Quando orardes, não sejais como os hipócritas, que gostam de rezar de pé nas sinagogas e nos cantos das ruas, para serem vistos pelos homens. Em verdade vos digo: já receberam a sua recompensa. Tu, porém, quando orares, entra no quarto mais secreto e, fechada a porta, reza em segredo a teu Pai, pois Ele, que vê o oculto, há-de recompensar-te. Nas vossas orações, não sejais como os gentios, que usam de vãs repetições, porque pensam que, por muito falarem, serão atendidos. Não façais como eles, porque o vosso Pai celeste sabe do que necessitais antes de vós lho pedirdes. (Mt, 6,5-8)

Na sequencia (Mt 6,9-13) vem a orientação das palavras a serem ditas: santificar o Nome do Pai; que na terra se faça a vontade do Pai; partilhar o pão; propósito do perdão e pedido da graça que livra do mal. Esta é a fórmula da oração. Mas é, também um programa de vida: olhar para si a partir do outro: perdoar porque esse é o caminho para receber perdão. Perdoar não porque se tem o objetivo de também receber perdão, mas porque ele deve ocorrer de forma gratuita.

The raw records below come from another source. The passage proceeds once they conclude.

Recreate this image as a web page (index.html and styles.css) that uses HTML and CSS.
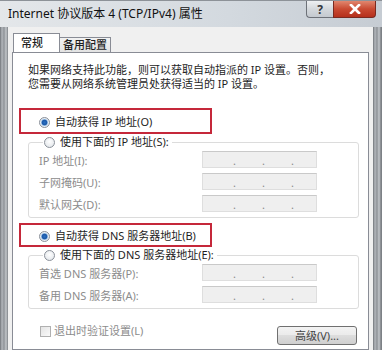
FILE: index.html
```html
<!DOCTYPE html>
<html lang="zh-CN">
<head>
    <meta charset="UTF-8">
    <title>Internet 协议版本 4 (TCP/IPv4) 属性</title>
    <link rel="stylesheet" href="styles.css">
</head>
<body>
    <div class="window">
        <div class="titlebar">
            <span class="title">Internet 协议版本 4 (TCP/IPv4) 属性</span>
            <div class="controls">
                <span class="btn-help">?</span>
                <span class="btn-close">
                    <svg width="14" height="10" viewBox="0 0 14 10">
                        <path d="M3 1 L11 9 M11 1 L3 9" stroke="#fff" stroke-width="2.6" stroke-linecap="square"/>
                    </svg>
                </span>
            </div>
        </div>

        <div class="frame-row">
            <div class="frame-side"></div>
            <div class="client">
                <div class="tabs">
                    <div class="tab active">常规</div>
                    <div class="tab">备用配置</div>
                </div>

                <div class="panel">
                    <p class="intro">如果网络支持此功能，则可以获取自动指派的 IP 设置。否则，<br>您需要从网络系统管理员处获得适当的 IP 设置。</p>

                    <!-- red marks -->
                    <div class="mark mark-ip">
                        <div class="option"><span class="radio on"></span>自动获得 IP 地址(O)</div>
                    </div>

                    <fieldset class="group">
                        <legend class="option"><span class="radio"></span>使用下面的 IP 地址(S):</legend>
                        <div class="field">
                            <span class="label">IP 地址(I):</span>
                            <span class="ipbox"><span>.</span><span>.</span><span>.</span></span>
                        </div>
                        <div class="field">
                            <span class="label">子网掩码(U):</span>
                            <span class="ipbox"><span>.</span><span>.</span><span>.</span></span>
                        </div>
                        <div class="field">
                            <span class="label">默认网关(D):</span>
                            <span class="ipbox"><span>.</span><span>.</span><span>.</span></span>
                        </div>
                    </fieldset>

                    <div class="mark mark-dns">
                        <div class="option"><span class="radio on"></span>自动获得 DNS 服务器地址(B)</div>
                    </div>

                    <fieldset class="group group-dns">
                        <legend class="option"><span class="radio"></span>使用下面的 DNS 服务器地址(E):</legend>
                        <div class="field">
                            <span class="label">首选 DNS 服务器(P):</span>
                            <span class="ipbox"><span>.</span><span>.</span><span>.</span></span>
                        </div>
                        <div class="field">
                            <span class="label">备用 DNS 服务器(A):</span>
                            <span class="ipbox"><span>.</span><span>.</span><span>.</span></span>
                        </div>
                    </fieldset>

                    <div class="bottom-row">
                        <div class="check-line"><span class="checkbox"></span>退出时验证设置(L)</div>
                        <div class="button">高级(V)...</div>
                    </div>
                </div>
            </div>
            <div class="frame-side right"></div>
        </div>
    </div>
</body>
</html>
```

FILE: styles.css
```css
* {
    margin: 0;
    padding: 0;
    box-sizing: border-box;
}

html, body {
    width: 382px;
    height: 350px;
    overflow: hidden;
}

body {
    font-family: 'Noto Sans', 'Noto Sans CJK SC', sans-serif;
    font-size: 11px;
    color: #1e1e1e;
    background-color: #c9ced4;
}

.window {
    height: 350px;
    display: flex;
    flex-direction: column;
}

/* Title bar */
.titlebar {
    height: 27px;
    flex-shrink: 0;
    display: flex;
    justify-content: space-between;
    align-items: flex-start;
    background: linear-gradient(to right, #e4e7ea, #d3d9df 60%, #c6ccd3);
    border-top: 1px solid #8d9298;
}

.title {
    font-size: 12px;
    line-height: 26px;
    padding-left: 8px;
    color: #111;
}

.controls {
    display: flex;
    margin-right: 6px;
}

.btn-help, .btn-close {
    height: 17px;
    display: flex;
    align-items: center;
    justify-content: center;
    border: 1px solid #6d7178;
    border-top: none;
}

.btn-help {
    width: 27px;
    border-right: none;
    border-radius: 0 0 0 4px;
    background: linear-gradient(#eef0f2, #d4d8dc 50%, #c4c9cf);
    color: #33373c;
    font-size: 12px;
    font-weight: bold;
}

.btn-close {
    width: 43px;
    border-color: #7a2a20;
    border-radius: 0 0 4px 0;
    background: linear-gradient(#e1876f, #c94a32 50%, #b5301c);
}

/* Frame and client area */
.frame-row {
    flex: 1;
    display: flex;
}

.frame-side {
    width: 8px;
    background: linear-gradient(to right, #6f7378, #b3b7bc 2px, #8e9297 4px, #c3c7cb 6px, #7d8186 8px);
}

.frame-side.right {
    width: 9px;
}

.client {
    flex: 1;
    background-color: #f0f0f0;
    padding: 6px 4px 0 4px;
    display: flex;
    flex-direction: column;
}

/* Tabs */
.tabs {
    display: flex;
    align-items: flex-end;
    padding-left: 1px;
    height: 19px;
    position: relative;
    z-index: 1;
}

.tab {
    height: 15px;
    line-height: 14px;
    padding: 0 3px;
    border: 1px solid #898c95;
    border-bottom: none;
    background: linear-gradient(#f2f2f2, #e3e3e3);
    font-size: 11px;
    font-weight: 500;
}

.tab.active {
    height: 19px;
    width: 47px;
    padding: 2px 7px 0;
    background: #fff;
    margin-right: -1px;
}

.tab + .tab {
    margin-left: 0;
}

.panel {
    flex: 1;
    background-color: #fff;
    border: 1px solid #898c95;
    padding: 0 9px 0 6px;
}

.intro {
    margin: 10px 0 0 9px;
    line-height: 14px;
    font-size: 11px;
}

/* Options */
.option {
    display: flex;
    align-items: center;
    gap: 5px;
    font-size: 11px;
    line-height: 16px;
}

.radio {
    width: 11px;
    height: 11px;
    border-radius: 50%;
    border: 1px solid #8a9099;
    background: radial-gradient(circle at 50% 40%, #ffffff, #dde2e7);
    flex-shrink: 0;
}

.radio.on {
    background: radial-gradient(circle, #2a6fc0 0, #1c58a8 2.5px, #9fc2e6 3.2px, #e8eef4 4px);
}

.mark {
    width: 193px;
    border: 2px solid #c5283a;
    margin-top: 17px;
}

.mark-ip {
    height: 26px;
    padding: 4px 0 0 18px;
}

.mark-dns {
    height: 24px;
    margin-top: 5px;
    padding: 3px 0 0 18px;
}

.group {
    margin-left: 9px;
    border: 1px solid #dcdcdc;
    border-radius: 3px;
    padding: 0 41px 5px 9px;
}

.group legend {
    margin-left: 5px;
    padding: 0 3px 0 1px;
}

.field {
    display: grid;
    grid-template-columns: 1fr 115px;
    align-items: center;
    margin-top: 5px;
    color: #8c8c8c;
}

.field:first-of-type {
    margin-top: 1px;
}

.label {
    padding-left: 1px;
}

.ipbox {
    height: 17px;
    display: flex;
    align-items: flex-end;
    padding-left: 17px;
    background: #efefef;
    border: 1px solid #dedede;
    border-top-color: #c9c9c9;
    color: #8a8a8a;
}

.ipbox span {
    width: 29px;
    text-align: center;
    line-height: 13px;
}

/* Bottom row */
.bottom-row {
    display: flex;
    justify-content: space-between;
    align-items: flex-start;
    margin-top: 15px;
    padding-left: 21px;
}

.check-line {
    display: flex;
    align-items: center;
    gap: 3px;
    line-height: 14px;
    color: #8c8c8c;
}

.checkbox {
    width: 11px;
    height: 11px;
    border: 1px solid #b0b0b0;
    background: linear-gradient(135deg, #e4e4e4, #fafafa);
}

.button {
    width: 80px;
    height: 19px;
    margin-top: 2px;
    margin-right: 2px;
    border: 1px solid #707070;
    border-radius: 3px;
    background: linear-gradient(#f3f3f3, #ebebeb 45%, #dddddd 50%, #cfcfcf);
    text-align: center;
    line-height: 17px;
    color: #444;
}
```
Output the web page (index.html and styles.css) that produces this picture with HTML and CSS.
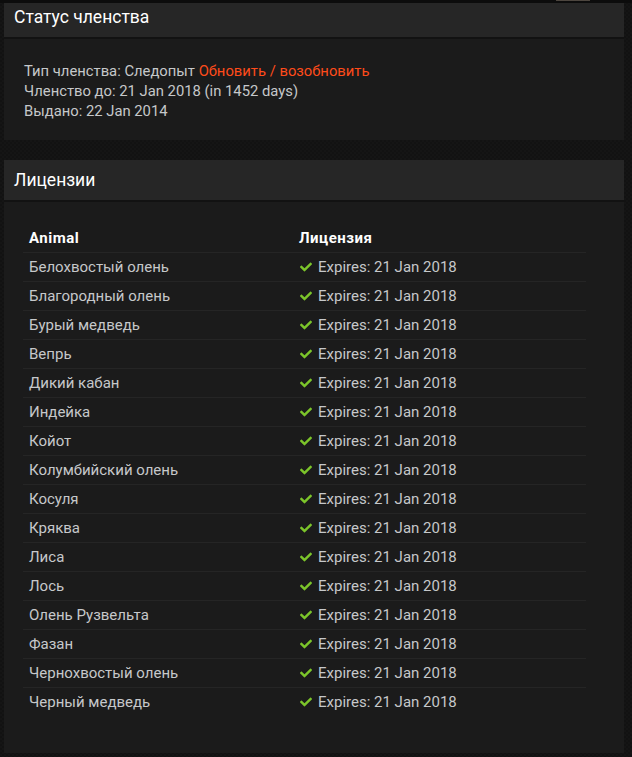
FILE: index.html
```html
<!DOCTYPE html>
<html lang="ru">
<head>
<meta charset="utf-8">
<title>Статус членства</title>
<link rel="stylesheet" href="styles.css">
</head>
<body>
<div class="topbar"><span class="topbar-tab"></span></div>
<main class="page">
  <section class="panel">
    <h2 class="panel-title">Статус членства</h2>
    <div class="panel-body status">
      <p>Тип членства: Следопыт <a class="renew" href="#">Обновить / возобновить</a></p>
      <p>Членство до: 21 Jan 2018 (in 1452 days)</p>
      <p>Выдано: 22 Jan 2014</p>
    </div>
  </section>

  <section class="panel">
    <h2 class="panel-title">Лицензии</h2>
    <div class="panel-body licenses">
      <table class="license-table">
        <thead>
          <tr><th class="col-animal">Animal</th><th>Лицензия</th></tr>
        </thead>
        <tbody>
          <tr><td>Белохвостый олень</td><td><svg class="check" viewBox="0 0 512 512"><path d="M173.9 439.4l-166.4-166.4c-10-10-10-26.2 0-36.2l36.2-36.2c10-10 26.2-10 36.2 0L192 312.7 432.1 72.6c10-10 26.2-10 36.2 0l36.2 36.2c10 10 10 26.2 0 36.2l-294.4 294.4c-10 10-26.2 10-36.2 0z"/></svg>Expires: 21 Jan 2018</td></tr>
          <tr><td>Благородный олень</td><td><svg class="check" viewBox="0 0 512 512"><path d="M173.9 439.4l-166.4-166.4c-10-10-10-26.2 0-36.2l36.2-36.2c10-10 26.2-10 36.2 0L192 312.7 432.1 72.6c10-10 26.2-10 36.2 0l36.2 36.2c10 10 10 26.2 0 36.2l-294.4 294.4c-10 10-26.2 10-36.2 0z"/></svg>Expires: 21 Jan 2018</td></tr>
          <tr><td>Бурый медведь</td><td><svg class="check" viewBox="0 0 512 512"><path d="M173.9 439.4l-166.4-166.4c-10-10-10-26.2 0-36.2l36.2-36.2c10-10 26.2-10 36.2 0L192 312.7 432.1 72.6c10-10 26.2-10 36.2 0l36.2 36.2c10 10 10 26.2 0 36.2l-294.4 294.4c-10 10-26.2 10-36.2 0z"/></svg>Expires: 21 Jan 2018</td></tr>
          <tr><td>Вепрь</td><td><svg class="check" viewBox="0 0 512 512"><path d="M173.9 439.4l-166.4-166.4c-10-10-10-26.2 0-36.2l36.2-36.2c10-10 26.2-10 36.2 0L192 312.7 432.1 72.6c10-10 26.2-10 36.2 0l36.2 36.2c10 10 10 26.2 0 36.2l-294.4 294.4c-10 10-26.2 10-36.2 0z"/></svg>Expires: 21 Jan 2018</td></tr>
          <tr><td>Дикий кабан</td><td><svg class="check" viewBox="0 0 512 512"><path d="M173.9 439.4l-166.4-166.4c-10-10-10-26.2 0-36.2l36.2-36.2c10-10 26.2-10 36.2 0L192 312.7 432.1 72.6c10-10 26.2-10 36.2 0l36.2 36.2c10 10 10 26.2 0 36.2l-294.4 294.4c-10 10-26.2 10-36.2 0z"/></svg>Expires: 21 Jan 2018</td></tr>
          <tr><td>Индейка</td><td><svg class="check" viewBox="0 0 512 512"><path d="M173.9 439.4l-166.4-166.4c-10-10-10-26.2 0-36.2l36.2-36.2c10-10 26.2-10 36.2 0L192 312.7 432.1 72.6c10-10 26.2-10 36.2 0l36.2 36.2c10 10 10 26.2 0 36.2l-294.4 294.4c-10 10-26.2 10-36.2 0z"/></svg>Expires: 21 Jan 2018</td></tr>
          <tr><td>Койот</td><td><svg class="check" viewBox="0 0 512 512"><path d="M173.9 439.4l-166.4-166.4c-10-10-10-26.2 0-36.2l36.2-36.2c10-10 26.2-10 36.2 0L192 312.7 432.1 72.6c10-10 26.2-10 36.2 0l36.2 36.2c10 10 10 26.2 0 36.2l-294.4 294.4c-10 10-26.2 10-36.2 0z"/></svg>Expires: 21 Jan 2018</td></tr>
          <tr><td>Колумбийский олень</td><td><svg class="check" viewBox="0 0 512 512"><path d="M173.9 439.4l-166.4-166.4c-10-10-10-26.2 0-36.2l36.2-36.2c10-10 26.2-10 36.2 0L192 312.7 432.1 72.6c10-10 26.2-10 36.2 0l36.2 36.2c10 10 10 26.2 0 36.2l-294.4 294.4c-10 10-26.2 10-36.2 0z"/></svg>Expires: 21 Jan 2018</td></tr>
          <tr><td>Косуля</td><td><svg class="check" viewBox="0 0 512 512"><path d="M173.9 439.4l-166.4-166.4c-10-10-10-26.2 0-36.2l36.2-36.2c10-10 26.2-10 36.2 0L192 312.7 432.1 72.6c10-10 26.2-10 36.2 0l36.2 36.2c10 10 10 26.2 0 36.2l-294.4 294.4c-10 10-26.2 10-36.2 0z"/></svg>Expires: 21 Jan 2018</td></tr>
          <tr><td>Кряква</td><td><svg class="check" viewBox="0 0 512 512"><path d="M173.9 439.4l-166.4-166.4c-10-10-10-26.2 0-36.2l36.2-36.2c10-10 26.2-10 36.2 0L192 312.7 432.1 72.6c10-10 26.2-10 36.2 0l36.2 36.2c10 10 10 26.2 0 36.2l-294.4 294.4c-10 10-26.2 10-36.2 0z"/></svg>Expires: 21 Jan 2018</td></tr>
          <tr><td>Лиса</td><td><svg class="check" viewBox="0 0 512 512"><path d="M173.9 439.4l-166.4-166.4c-10-10-10-26.2 0-36.2l36.2-36.2c10-10 26.2-10 36.2 0L192 312.7 432.1 72.6c10-10 26.2-10 36.2 0l36.2 36.2c10 10 10 26.2 0 36.2l-294.4 294.4c-10 10-26.2 10-36.2 0z"/></svg>Expires: 21 Jan 2018</td></tr>
          <tr><td>Лось</td><td><svg class="check" viewBox="0 0 512 512"><path d="M173.9 439.4l-166.4-166.4c-10-10-10-26.2 0-36.2l36.2-36.2c10-10 26.2-10 36.2 0L192 312.7 432.1 72.6c10-10 26.2-10 36.2 0l36.2 36.2c10 10 10 26.2 0 36.2l-294.4 294.4c-10 10-26.2 10-36.2 0z"/></svg>Expires: 21 Jan 2018</td></tr>
          <tr><td>Олень Рузвельта</td><td><svg class="check" viewBox="0 0 512 512"><path d="M173.9 439.4l-166.4-166.4c-10-10-10-26.2 0-36.2l36.2-36.2c10-10 26.2-10 36.2 0L192 312.7 432.1 72.6c10-10 26.2-10 36.2 0l36.2 36.2c10 10 10 26.2 0 36.2l-294.4 294.4c-10 10-26.2 10-36.2 0z"/></svg>Expires: 21 Jan 2018</td></tr>
          <tr><td>Фазан</td><td><svg class="check" viewBox="0 0 512 512"><path d="M173.9 439.4l-166.4-166.4c-10-10-10-26.2 0-36.2l36.2-36.2c10-10 26.2-10 36.2 0L192 312.7 432.1 72.6c10-10 26.2-10 36.2 0l36.2 36.2c10 10 10 26.2 0 36.2l-294.4 294.4c-10 10-26.2 10-36.2 0z"/></svg>Expires: 21 Jan 2018</td></tr>
          <tr><td>Чернохвостый олень</td><td><svg class="check" viewBox="0 0 512 512"><path d="M173.9 439.4l-166.4-166.4c-10-10-10-26.2 0-36.2l36.2-36.2c10-10 26.2-10 36.2 0L192 312.7 432.1 72.6c10-10 26.2-10 36.2 0l36.2 36.2c10 10 10 26.2 0 36.2l-294.4 294.4c-10 10-26.2 10-36.2 0z"/></svg>Expires: 21 Jan 2018</td></tr>
          <tr><td>Черный медведь</td><td><svg class="check" viewBox="0 0 512 512"><path d="M173.9 439.4l-166.4-166.4c-10-10-10-26.2 0-36.2l36.2-36.2c10-10 26.2-10 36.2 0L192 312.7 432.1 72.6c10-10 26.2-10 36.2 0l36.2 36.2c10 10 10 26.2 0 36.2l-294.4 294.4c-10 10-26.2 10-36.2 0z"/></svg>Expires: 21 Jan 2018</td></tr>
        </tbody>
      </table>
    </div>
  </section>
</main>
</body>
</html>
```

FILE: styles.css
```css
* { box-sizing: border-box; }

html, body {
  margin: 0;
  padding: 0;
}

body {
  background-color: #141414;
  background-image: repeating-conic-gradient(#151515 0 25%, #121212 0 50%);
  background-size: 4px 4px;
  font-family: Roboto, "Noto Sans", sans-serif;
  font-size: 15px;
  color: #c6c8ca;
  height: 757px;
  overflow: hidden;
}

.topbar {
  position: fixed;
  top: 0;
  left: 0;
  right: 0;
  height: 3px;
  background: #0c0c0c;
  z-index: 5;
}

.topbar-tab {
  position: absolute;
  left: 556px;
  top: 0;
  width: 34px;
  height: 1px;
  background: #4d463f;
}

.page {
  margin-top: -3px;
  padding: 0 8px 0 4px;
  display: flex;
  flex-direction: column;
  gap: 20px;
}

.panel {
  background: #1b1b1b;
}

.panel-title {
  margin: 0;
  height: 42px;
  padding: 0 10px;
  background: #262626;
  border-bottom: 2px solid #121212;
  font-size: 17.5px;
  font-weight: 400;
  line-height: 41px;
  color: #ffffff;
}

.panel-body.status {
  padding: 22px 20px 19px;
  height: 101px;
  font-size: 14.8px;
}

.status p {
  margin: 0;
  line-height: 20px;
}

.renew {
  color: #ff4b1a;
  text-decoration: none;
}

.panel-body.licenses {
  padding: 22px 38px 36px 19px;
}

.license-table {
  width: 100%;
  border-collapse: collapse;
}

.license-table th,
.license-table td {
  padding: 0 6px;
  height: 28px;
  line-height: 28px;
  text-align: left;
  white-space: nowrap;
}

.license-table th {
  color: #ffffff;
  font-weight: 700;
  letter-spacing: 0.5px;
}

.license-table td {
  border-top: 1px solid #252525;
  height: 29px;
}

.col-animal {
  width: 270px;
}

.check {
  width: 14px;
  height: 12px;
  fill: #7cc52a;
  vertical-align: -1px;
  margin-right: 5px;
}
```
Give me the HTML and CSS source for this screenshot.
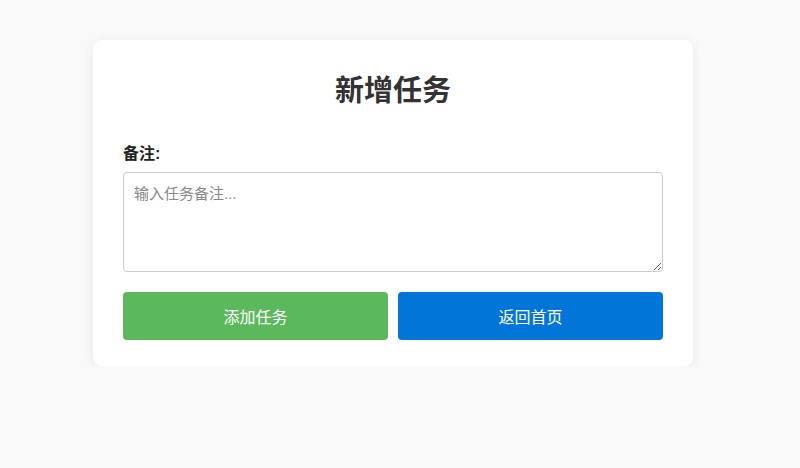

Como se pode notar, há uma longa sequencia de situações e condições para uma ética cristã. Tudo apontando para a fidelidade a Deus e solidariedade para com os sofredores. Pode-se dizer, portanto, que os valores preponderantes de uma ética cristã tem que levar em consideração a afinidade com o Pai e a proximidade com o irmão.